Mighty Heart, A: Angelina Jolie stars as Marianne Pearl, whose husband Daniel was murdered while investigating a story on Richard Reid. Michael Winterbottom’s (Tristram Shandy) film is in large part a procedural, but Jolie’s performance holds together and raises the movie. R. Movies 12. (6/28)
Mr. Sean’s Cartoon Club: Crazy, weird and old cartoons featuring Betty Boop, Felix, Superman and more. Noon-1:30 pm Aug. 5. Bijou. $4.

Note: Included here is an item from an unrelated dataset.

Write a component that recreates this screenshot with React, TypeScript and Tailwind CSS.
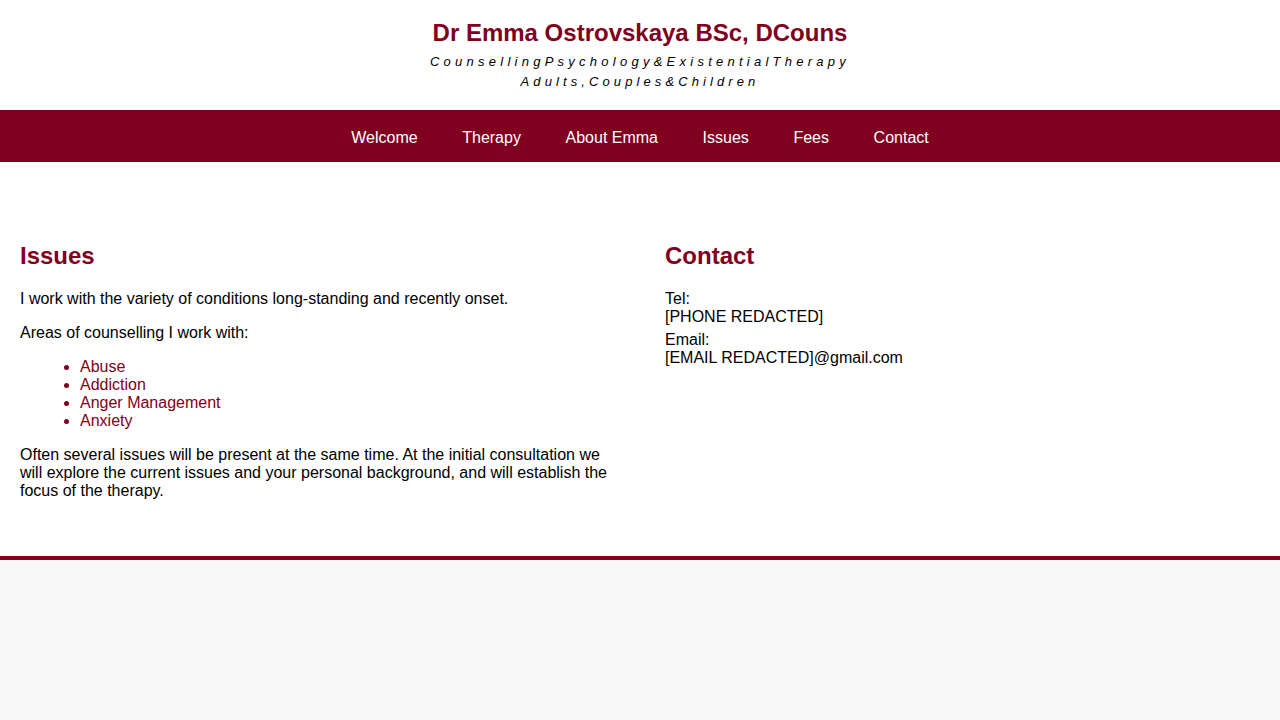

My Neighbor Totoro: Hayao Miyazaki’s (Spirited Away) winning, unforgettable tale about the forest creatures two girls meet when they move to the country with their father. It’s not as sophisticated as Miyazaki’s later films, but there’s a magical charm in the rotund totoro. Not to be missed. Show with subtitles for the hearing impaired at 9 pm Friday, Aug. 3, Washington Park. Pre-show entertainment begins at 8 pm.
Nancy Drew: The classic teen heroine arrives on the big screen in the form of Emma Roberts, whose perkiness isn’t enough to put the charm in this awkward film, which updates Nancy’s setting and the subject of her investigation, but not her style or demeanor. PG. Movies 12. (6/21)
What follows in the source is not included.